Still, that hasn’t stopped her own bid, even if, she said, she doesn’t have the time or money needed to run a campaign, which can often take up as many hours a week as a full-time job.

“You have a choice,” she said. “You can either regret the next six months of your life or the next 20 years. I chose the next six months.”

If elected, one of her top priorities would be to curb public perception of judges, which she says is influenced by things like slogans or election signs dotting lawns and walkways throughout the county, not necessarily their history on the bench.

Though having a slogan herself, which is “care for the law and compassion for the community,” she said voters would be better off they understood the difference between a police officer’s, prosecutor’s and judge’s role in public safety.

“Judges are supposed to take the facts and law before them and make a decision,” she said. “It has nothing to do with politics.”

Miller, meanwhile, was a close friend of the late Judge Cozza, and even helped on a few of his campaigns. If elected, he said he would focus on filling the space Cozza left when he died, by matching his strengths of being impartial and fair, and by focusing on justice reform.

“Public service has always been important to me,” Miller said. “This is an opportunity to take it to the next level.”

Miller, who has over 30 years of experience, has recently been branching out into different areas of the law, including civil and corporate cases. He said he was influenced by a conversation he had with a close colleague, who compared a lawyer’s understanding of law to a baseball player.

“You have to be a player for a while before you understand how to be an umpire,” Miller said. “He said, ‘If you’re going to call balls and strikes, you gotta understand how this works.’ So I made a conscious effort to expand my background and try new things.”

Miller was one of the many lawyers who applied for the position before Hazel was selected. In its evaluation of Hazel and Miller during the application process early this year, the Spokane County Bar Association rated the former as exceptionally well qualified, while Miller was deemed not qualified.

Cook, who is running for a judge position for the first time in her career, opted not to be evaluated by the bar association for this election. She questioned the process that found an attorney with over 30 years of experience – one who’s argued before the Supreme Court of Washington, as was the case with Miller – as unqualified.
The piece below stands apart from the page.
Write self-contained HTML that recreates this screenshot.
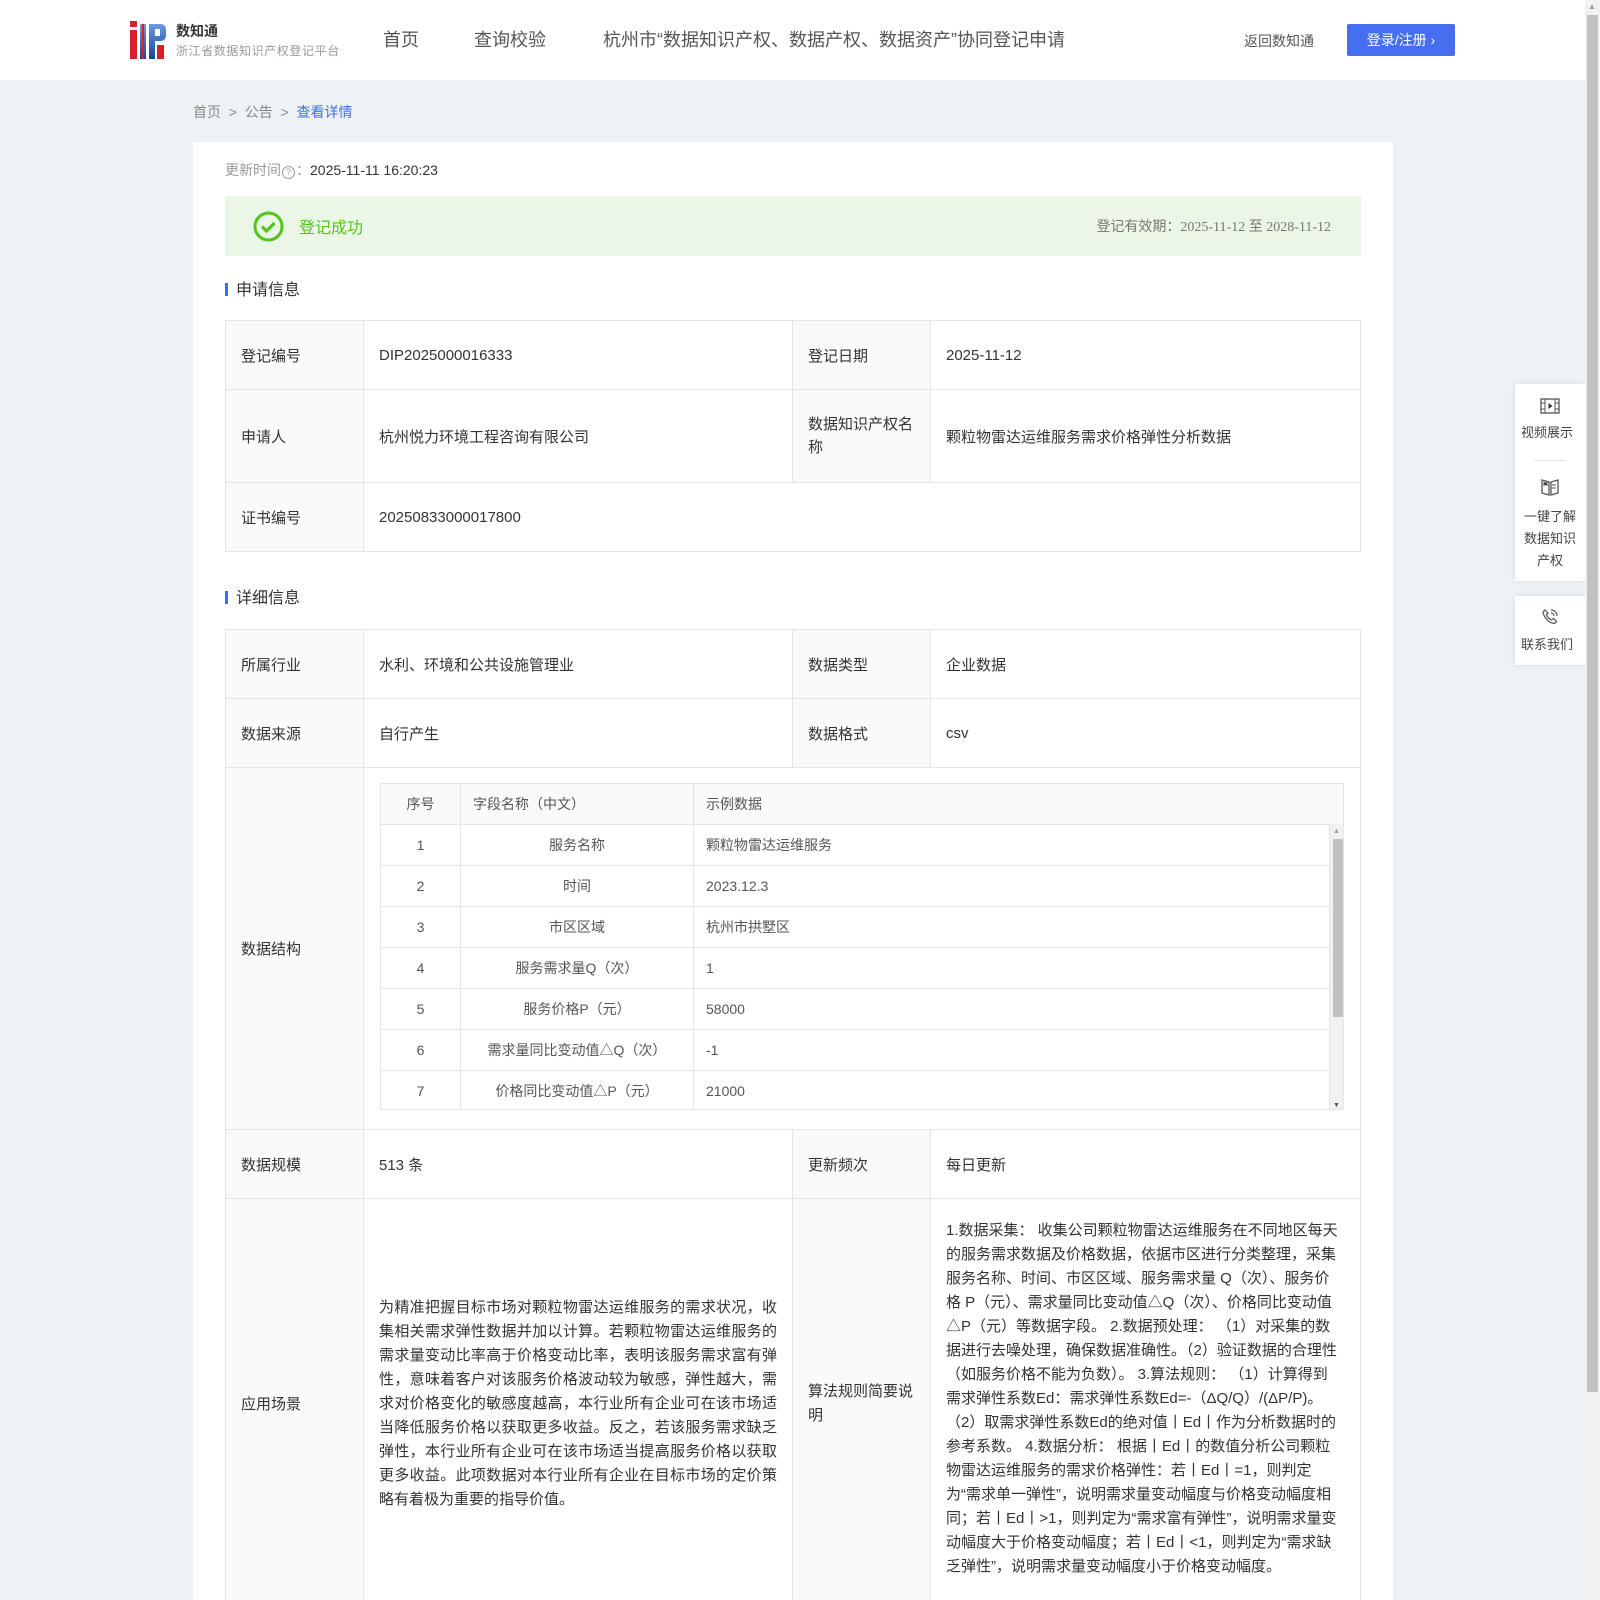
<!DOCTYPE html>
<html><head><meta charset="utf-8"><style>
*{margin:0;padding:0;box-sizing:border-box}
html,body{width:1600px;height:1600px;overflow:hidden}
body{background:#eef2f5;font-family:"Liberation Sans","Noto Sans CJK SC",sans-serif;color:#333;font-size:14px;position:relative}
.hdr{position:absolute;left:0;top:0;width:1585px;height:80px;background:#fff}
.abs{position:absolute;white-space:nowrap}
.nav{font-size:18px;color:#555;top:26px}
.card{position:absolute;left:193px;top:142px;width:1200px;height:1500px;background:#fff}
table{border-collapse:collapse;position:absolute;table-layout:fixed}
td{border:1px solid #e5e5e5;padding:0 15px;font-size:15px;color:#333;vertical-align:middle}
td.l{background:#fafafa}
.sec{font-size:16px;color:#333;}
.sec:before{content:"";display:inline-block;width:3px;height:13px;background:#3e6ef0;margin-right:8px;vertical-align:-1px}
.nt td{font-size:14px;color:#555;padding:0 12px;height:41px}
.side{position:absolute;left:1515px;width:70px;background:#fff;box-shadow:0 0 6px rgba(0,0,0,.1);text-align:center;font-size:13px;color:#444}
</style></head><body>
<div class="hdr">
  <svg class="abs" style="left:130px;top:21px" width="36" height="38" viewBox="0 0 36 38">
    <defs><linearGradient id="g" x1="0" y1="0" x2="0" y2="1"><stop offset="0" stop-color="#6a9be0"/><stop offset="1" stop-color="#1c3f9a"/></linearGradient></defs>
    <rect x="0" y="0" width="7" height="6" fill="#d8202a"/><rect x="0" y="9" width="7" height="29" fill="#d8202a"/>
    <rect x="10" y="3" width="6" height="35" fill="url(#g)"/><rect x="12" y="3" width="2" height="35" fill="#d8202a"/>
    <path d="M19 3h12a5 5 0 0 1 5 5v7a5 5 0 0 1-5 5h-6v18h-6z" fill="url(#g)"/><rect x="25" y="8" width="5" height="7" fill="#fff"/>
    <rect x="27" y="24" width="7" height="14" fill="#d8202a"/>
  </svg>
  <div class="abs" style="left:176px;top:21px;font-size:14px;font-weight:bold;color:#333">数知通</div>
  <div class="abs" style="left:176px;top:42px;font-size:12px;letter-spacing:0.6px;color:#999">浙江省数据知识产权登记平台</div>
  <div class="abs nav" style="left:383px">首页</div>
  <div class="abs nav" style="left:474px">查询校验</div>
  <div class="abs nav" style="left:603px">杭州市“数据知识产权、数据产权、数据资产”协同登记申请</div>
  <div class="abs" style="left:1244px;top:31px;font-size:14px;color:#555">返回数知通</div>
  <div class="abs" style="left:1347px;top:24px;width:108px;height:32px;background:#456ff0;border-radius:2px;color:#fff;font-size:14px;line-height:32px;text-align:center">登录/注册 ›</div>
</div>
<div class="abs" style="left:193px;top:102px;font-size:14px;color:#888">首页 &nbsp;&gt;&nbsp; 公告 &nbsp;&gt;&nbsp; <span style="color:#3e6ef0">查看详情</span></div>
<div class="card">
  <div class="abs" style="left:32px;top:18px;font-size:14px;color:#999">更新时间<span style="display:inline-block;width:13px;height:13px;border:1px solid #999;border-radius:50%;font-size:9px;line-height:11px;text-align:center;vertical-align:0;margin:0 1px">?</span>：<span style="color:#333">2025-11-11 16:20:23</span></div>
  <div class="abs" style="left:32px;top:54px;width:1136px;height:60px;background:#ebf7e6">
    <svg class="abs" style="left:28px;top:15px" width="31" height="31" viewBox="0 0 31 31"><circle cx="15.5" cy="15.5" r="13.5" fill="none" stroke="#52c41a" stroke-width="3"/><path d="M9 15.5l4.5 4.5 8-8" fill="none" stroke="#52c41a" stroke-width="3.2"/></svg>
    <div class="abs" style="left:74px;top:18px;font-size:16px;color:#52c41a">登记成功</div>
    <div class="abs" style="right:30px;top:20px;font-size:14px;color:#777;font-family:'Liberation Serif','Noto Sans CJK SC',serif">登记有效期：2025-11-12 至 2028-11-12</div>
  </div>
  <div class="abs sec" style="left:32px;top:134px">申请信息</div>
  <table style="left:32px;top:178px;width:1136px">
    <colgroup><col style="width:138px"><col style="width:429px"><col style="width:138px"><col></colgroup>
    <tr style="height:69px"><td class="l">登记编号</td><td>DIP2025000016333</td><td class="l">登记日期</td><td>2025-11-12</td></tr>
    <tr style="height:93px"><td class="l">申请人</td><td>杭州悦力环境工程咨询有限公司</td><td class="l" style="line-height:23px">数据知识产权名称</td><td>颗粒物雷达运维服务需求价格弹性分析数据</td></tr>
    <tr style="height:69px"><td class="l">证书编号</td><td colspan="3">20250833000017800</td></tr>
  </table>
  <div class="abs sec" style="left:32px;top:442px">详细信息</div>
  <table style="left:32px;top:487px;width:1136px">
    <colgroup><col style="width:138px"><col style="width:429px"><col style="width:138px"><col></colgroup>
    <tr style="height:69px"><td class="l">所属行业</td><td>水利、环境和公共设施管理业</td><td class="l">数据类型</td><td>企业数据</td></tr>
    <tr style="height:69px"><td class="l">数据来源</td><td>自行产生</td><td class="l">数据格式</td><td>csv</td></tr>
    <tr style="height:362px"><td class="l">数据结构</td><td colspan="3" style="position:relative"></td></tr>
    <tr style="height:69px"><td class="l">数据规模</td><td>513 条</td><td class="l">更新频次</td><td>每日更新</td></tr>
    <tr style="height:410px"><td class="l">应用场景</td><td style="line-height:24px;font-size:15px;text-align:justify;padding-right:15px">为精准把握目标市场对颗粒物雷达运维服务的需求状况，收集相关需求弹性数据并加以计算。若颗粒物雷达运维服务的需求量变动比率高于价格变动比率，表明该服务需求富有弹性，意味着客户对该服务价格波动较为敏感，弹性越大，需求对价格变化的敏感度越高，本行业所有企业可在该市场适当降低服务价格以获取更多收益。反之，若该服务需求缺乏弹性，本行业所有企业可在该市场适当提高服务价格以获取更多收益。此项数据对本行业所有企业在目标市场的定价策略有着极为重要的指导价值。</td><td class="l" style="line-height:24px">算法规则简要说明</td><td style="line-height:24px;font-size:15px;padding-right:20px;vertical-align:top;padding-top:20px">1.数据采集： 收集公司颗粒物雷达运维服务在不同地区每天的服务需求数据及价格数据，依据市区进行分类整理，采集服务名称、时间、市区区域、服务需求量 Q（次）、服务价格 P（元）、需求量同比变动值△Q（次）、价格同比变动值△P（元）等数据字段。 2.数据预处理： （1）对采集的数据进行去噪处理，确保数据准确性。（2）验证数据的合理性（如服务价格不能为负数）。 3.算法规则： （1）计算得到需求弹性系数Ed：需求弹性系数Ed=-（ΔQ/Q）/(ΔP/P)。（2）取需求弹性系数Ed的绝对值丨Ed丨作为分析数据时的参考系数。 4.数据分析： 根据丨Ed丨的数值分析公司颗粒物雷达运维服务的需求价格弹性：若丨Ed丨=1，则判定为“需求单一弹性”，说明需求量变动幅度与价格变动幅度相同；若丨Ed丨&gt;1，则判定为“需求富有弹性”，说明需求量变动幅度大于价格变动幅度；若丨Ed丨&lt;1，则判定为“需求缺乏弹性”，说明需求量变动幅度小于价格变动幅度。</td></tr>
  </table>
  <div class="abs" style="left:187px;top:641px;width:964px;height:327px;border:1px solid #e5e5e5;overflow:hidden">
    <table class="nt" style="left:-1px;top:-1px;width:964px">
      <colgroup><col style="width:80px"><col style="width:233px"><col></colgroup>
      <tr style="background:#fafafa"><td style="text-align:center">序号</td><td>字段名称（中文）</td><td>示例数据</td></tr>
      <tr><td style="text-align:center">1</td><td style="text-align:center">服务名称</td><td>颗粒物雷达运维服务</td></tr>
      <tr><td style="text-align:center">2</td><td style="text-align:center">时间</td><td>2023.12.3</td></tr>
      <tr><td style="text-align:center">3</td><td style="text-align:center">市区区域</td><td>杭州市拱墅区</td></tr>
      <tr><td style="text-align:center">4</td><td style="text-align:center">服务需求量Q（次）</td><td>1</td></tr>
      <tr><td style="text-align:center">5</td><td style="text-align:center">服务价格P（元）</td><td>58000</td></tr>
      <tr><td style="text-align:center">6</td><td style="text-align:center">需求量同比变动值△Q（次）</td><td>-1</td></tr>
      <tr><td style="text-align:center">7</td><td style="text-align:center">价格同比变动值△P（元）</td><td>21000</td></tr>
    </table>
    <div class="abs" style="left:948px;top:40px;width:15px;height:287px;background:#f1f1f1;border-left:1px solid #e5e5e5"><div class="abs" style="left:3px;top:15px;width:10px;height:178px;background:#c1c1c1"></div><div class="abs" style="left:3px;top:4px;font-size:7px;color:#999">▲</div><div class="abs" style="left:3px;bottom:2px;font-size:7px;color:#555">▼</div></div>
  </div>
</div>
<div class="side" style="top:384px;height:197px">
  <svg class="abs" style="left:25px;top:14px" width="20" height="16" viewBox="0 0 20 16"><rect x="1" y="1" width="18" height="14" fill="none" stroke="#555" stroke-width="1.3"/><path d="M5 1v14M15 1v14M1 5h4M1 11h4M15 5h4M15 11h4" stroke="#555" stroke-width="1"/><path d="M8.5 5v6l4-3z" fill="#333"/></svg>
  <div class="abs" style="left:6px;top:38px">视频展示</div>
  <div class="abs" style="left:19px;top:76px;width:32px;height:1px;background:#e3e3e3"></div>
  <svg class="abs" style="left:25px;top:94px" width="20" height="18" viewBox="0 0 20 18"><path d="M2 2l7 2v13l-7-2zM18 2l-7 2v13l7-2z" fill="none" stroke="#555" stroke-width="1.3"/><path d="M3.5 4v4l2-1 2 1V4.5" fill="#444"/><path d="M12 7h4M12 10h4" stroke="#555"/></svg>
  <div class="abs" style="left:6px;top:122px;line-height:22px;width:58px;white-space:normal">一键了解数据知识产权</div>
</div>
<div class="side" style="top:596px;height:69px">
  <svg class="abs" style="left:26px;top:12px" width="18" height="18" viewBox="0 0 18 18"><path d="M4 2l3 3-1.5 2a9 9 0 0 0 5 5l2-1.5 3 3-2 2C8 15 3 10 2 4z" fill="none" stroke="#555" stroke-width="1.2"/><path d="M10 2a6 6 0 0 1 6 6M10 5a3 3 0 0 1 3 3" fill="none" stroke="#555" stroke-width="1.2"/></svg>
  <div class="abs" style="left:6px;top:38px">联系我们</div>
</div>
<div class="abs" style="left:1585px;top:0;width:15px;height:1600px;background:#f1f1f1">
  <div class="abs" style="left:2px;top:15px;width:11px;height:1377px;background:#c1c1c1"></div>
  <div class="abs" style="left:3px;top:2px;font-size:8px;color:#999">▲</div>
</div>
</body></html>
“I just don’t see why I would submit myself to a process that seems so arbitrary in its application,” she said.

One of the criticisms of Spokane’s Superior Court is the amount of time it takes to see a judge in civil trials – often several months and up to a year. There are several theories why this is, one being that the judges are tied up with felony cases and don’t have time to get to the civil cases, which are less important in the eyes of the law.

Hazel, who has 14 years of experience as a prosecutor and who’s been endorsed by about 35 judges in the Spokane area, said his approach to ensuring civil cases are heard in a timely manner would be to increase efficiency through proper scheduling and time management.

Since being on the bench for about two months, he said one thing he’s noticed is a good judge’s ability to establish time standards that can help free up spaces on the calendar for cases other than criminal.

“As a judge you have a lot of opportunity to influence that process,” he said. “At the end of the day, if you’re balancing between time and justice, obviously justice is the most important. But the other way you can influence that is by structuring the dockets.”

Cook believes it’s a combination of issues clogging up the court’s dockets, including the prosecutor’s “9 plus policy” that essentially removes a defense attorney’s ability to negotiate a plea deal if their client has multiple felonies.

She said if the policy were reviewed under a harsh microscope, some detractors could come to the conclusion that it’s doing more harm than good in the long run.

Miller said it’s a situation of there simply being not enough judges to handle the workload.

“I would do everything I can to try and get that extra judge added that we were approved for on a state level,” he said. “Whatever we can do to make that happen, I think we ought to be doing.”